## RECORD EXTRACTS
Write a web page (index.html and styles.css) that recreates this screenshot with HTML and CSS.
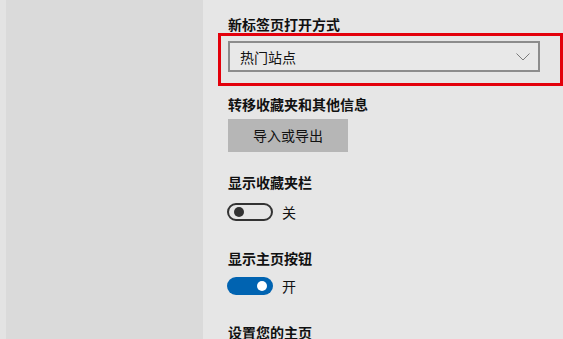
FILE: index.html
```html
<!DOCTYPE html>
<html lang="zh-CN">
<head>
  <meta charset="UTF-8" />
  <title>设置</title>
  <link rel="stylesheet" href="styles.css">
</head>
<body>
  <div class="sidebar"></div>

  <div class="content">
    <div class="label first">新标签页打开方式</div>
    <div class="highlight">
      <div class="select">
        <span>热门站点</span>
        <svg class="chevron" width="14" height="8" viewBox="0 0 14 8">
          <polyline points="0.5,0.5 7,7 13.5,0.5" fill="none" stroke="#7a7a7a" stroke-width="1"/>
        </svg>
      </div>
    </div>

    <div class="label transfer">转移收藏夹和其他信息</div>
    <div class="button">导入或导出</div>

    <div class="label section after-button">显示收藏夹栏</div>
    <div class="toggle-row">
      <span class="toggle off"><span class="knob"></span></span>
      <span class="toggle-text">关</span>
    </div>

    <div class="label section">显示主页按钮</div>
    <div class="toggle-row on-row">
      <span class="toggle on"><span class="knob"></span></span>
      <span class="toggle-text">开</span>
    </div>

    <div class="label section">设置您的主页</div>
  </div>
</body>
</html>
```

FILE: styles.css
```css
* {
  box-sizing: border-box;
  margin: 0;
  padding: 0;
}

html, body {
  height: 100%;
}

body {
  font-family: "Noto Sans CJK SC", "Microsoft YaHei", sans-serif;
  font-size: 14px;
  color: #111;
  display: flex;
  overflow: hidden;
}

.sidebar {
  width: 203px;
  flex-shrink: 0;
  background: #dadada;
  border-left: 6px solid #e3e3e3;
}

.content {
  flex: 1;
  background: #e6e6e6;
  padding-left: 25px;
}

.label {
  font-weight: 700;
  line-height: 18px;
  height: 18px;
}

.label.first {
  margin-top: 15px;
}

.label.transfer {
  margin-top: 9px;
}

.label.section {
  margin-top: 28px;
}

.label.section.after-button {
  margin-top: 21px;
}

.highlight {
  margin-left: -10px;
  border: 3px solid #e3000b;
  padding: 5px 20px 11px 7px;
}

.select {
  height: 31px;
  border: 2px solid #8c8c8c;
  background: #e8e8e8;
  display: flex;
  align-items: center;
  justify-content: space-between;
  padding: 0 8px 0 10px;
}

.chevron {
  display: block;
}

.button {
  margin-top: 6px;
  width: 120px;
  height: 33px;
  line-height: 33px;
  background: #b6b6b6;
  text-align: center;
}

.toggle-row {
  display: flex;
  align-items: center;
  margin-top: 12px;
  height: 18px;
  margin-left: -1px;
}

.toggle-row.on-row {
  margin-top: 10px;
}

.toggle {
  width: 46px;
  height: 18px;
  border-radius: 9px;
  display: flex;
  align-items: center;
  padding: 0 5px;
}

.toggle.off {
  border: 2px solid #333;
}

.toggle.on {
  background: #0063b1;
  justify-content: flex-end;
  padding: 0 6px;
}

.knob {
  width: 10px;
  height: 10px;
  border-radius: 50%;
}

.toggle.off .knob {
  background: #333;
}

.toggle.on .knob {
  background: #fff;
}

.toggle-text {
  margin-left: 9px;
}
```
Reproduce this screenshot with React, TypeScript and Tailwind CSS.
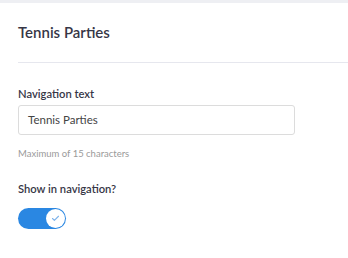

## WRITTEN EXERCISE
Print the records above exactly as they stand, but leave out the pictures.

## RESPONSE BELOW
Write a web page (index.html and styles.css) that recreates this screenshot with HTML and CSS.
FILE: index.html
```html
<!DOCTYPE html>
<html lang="zh-CN">
<head>
  <meta charset="UTF-8" />
  <title>设置</title>
  <link rel="stylesheet" href="styles.css">
</head>
<body>
  <div class="sidebar"></div>

  <div class="content">
    <div class="label first">新标签页打开方式</div>
    <div class="highlight">
      <div class="select">
        <span>热门站点</span>
        <svg class="chevron" width="14" height="8" viewBox="0 0 14 8">
          <polyline points="0.5,0.5 7,7 13.5,0.5" fill="none" stroke="#7a7a7a" stroke-width="1"/>
        </svg>
      </div>
    </div>

    <div class="label transfer">转移收藏夹和其他信息</div>
    <div class="button">导入或导出</div>

    <div class="label section after-button">显示收藏夹栏</div>
    <div class="toggle-row">
      <span class="toggle off"><span class="knob"></span></span>
      <span class="toggle-text">关</span>
    </div>

    <div class="label section">显示主页按钮</div>
    <div class="toggle-row on-row">
      <span class="toggle on"><span class="knob"></span></span>
      <span class="toggle-text">开</span>
    </div>

    <div class="label section">设置您的主页</div>
  </div>
</body>
</html>
```

FILE: styles.css
```css
* {
  box-sizing: border-box;
  margin: 0;
  padding: 0;
}

html, body {
  height: 100%;
}

body {
  font-family: "Noto Sans CJK SC", "Microsoft YaHei", sans-serif;
  font-size: 14px;
  color: #111;
  display: flex;
  overflow: hidden;
}

.sidebar {
  width: 203px;
  flex-shrink: 0;
  background: #dadada;
  border-left: 6px solid #e3e3e3;
}

.content {
  flex: 1;
  background: #e6e6e6;
  padding-left: 25px;
}

.label {
  font-weight: 700;
  line-height: 18px;
  height: 18px;
}

.label.first {
  margin-top: 15px;
}

.label.transfer {
  margin-top: 9px;
}

.label.section {
  margin-top: 28px;
}

.label.section.after-button {
  margin-top: 21px;
}

.highlight {
  margin-left: -10px;
  border: 3px solid #e3000b;
  padding: 5px 20px 11px 7px;
}

.select {
  height: 31px;
  border: 2px solid #8c8c8c;
  background: #e8e8e8;
  display: flex;
  align-items: center;
  justify-content: space-between;
  padding: 0 8px 0 10px;
}

.chevron {
  display: block;
}

.button {
  margin-top: 6px;
  width: 120px;
  height: 33px;
  line-height: 33px;
  background: #b6b6b6;
  text-align: center;
}

.toggle-row {
  display: flex;
  align-items: center;
  margin-top: 12px;
  height: 18px;
  margin-left: -1px;
}

.toggle-row.on-row {
  margin-top: 10px;
}

.toggle {
  width: 46px;
  height: 18px;
  border-radius: 9px;
  display: flex;
  align-items: center;
  padding: 0 5px;
}

.toggle.off {
  border: 2px solid #333;
}

.toggle.on {
  background: #0063b1;
  justify-content: flex-end;
  padding: 0 6px;
}

.knob {
  width: 10px;
  height: 10px;
  border-radius: 50%;
}

.toggle.off .knob {
  background: #333;
}

.toggle.on .knob {
  background: #fff;
}

.toggle-text {
  margin-left: 9px;
}
```
Reproduce this screenshot with React, TypeScript and Tailwind CSS.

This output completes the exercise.